Professor

Dorothy Y. Ko

Barnard College
Area
Humanities and Arts
Specialty
History
Elected
2022

A native of Hong Kong, Dorothy Ko is Professor of History at Barnard College, Columbia University. Her research and publications have helped establish gender as a category of analysis in Chinese history by showing its relevance for studies in visual and material cultures as well as science and technology. Her current work focuses on food security and environmental justice in China.

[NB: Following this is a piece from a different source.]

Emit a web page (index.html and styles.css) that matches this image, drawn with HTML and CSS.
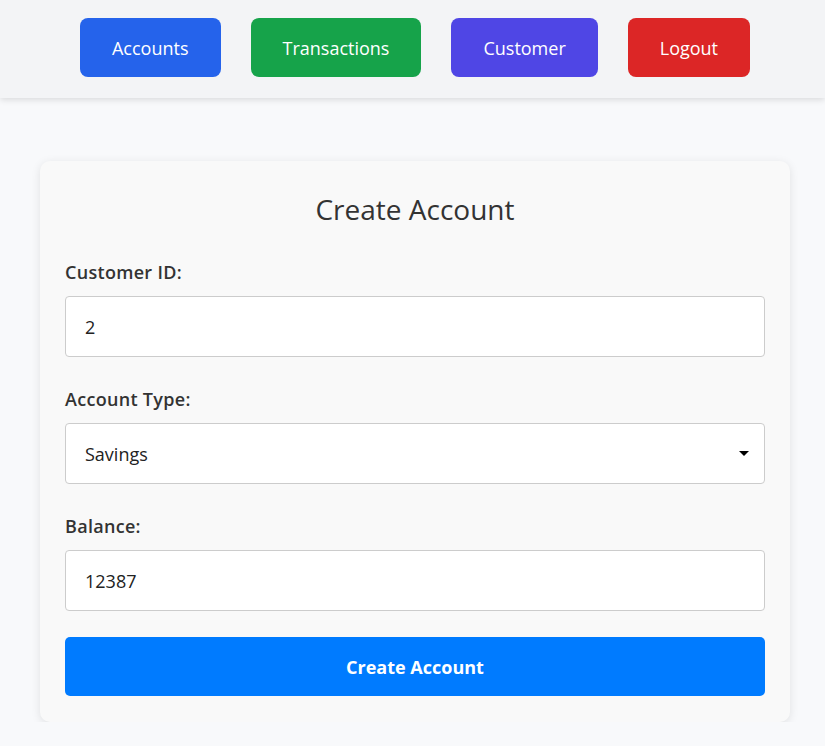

She is the author of Teachers of the Inner Chambers: Women and Culture in Seventeenth-Century China (Stanford, 1994) and Cinderella’s Sisters: A Revisionist History of Footbinding (California, 2005), which won the Joan Kelly Memorial Prize of the American Historical Association as the best book of the year in women’s history and/or feminist theory. Another monograph, The Social Life of Inkstones: Artisans and Scholars in Early-Qing China (Washington, 2017), was a finalist of the Charles Rufus Morley Book Award, College Art Association.

Ko has won a Guggenheim Fellowship and membership at the Institute for Advanced Study in Princeton, among others. She was elected Academician of the Academia Sinica in 2018. In 2021-22 Ko served as the Kluge Chair in Countries and Cultures of the North at the John W. Kluge Center, the Library of Congress.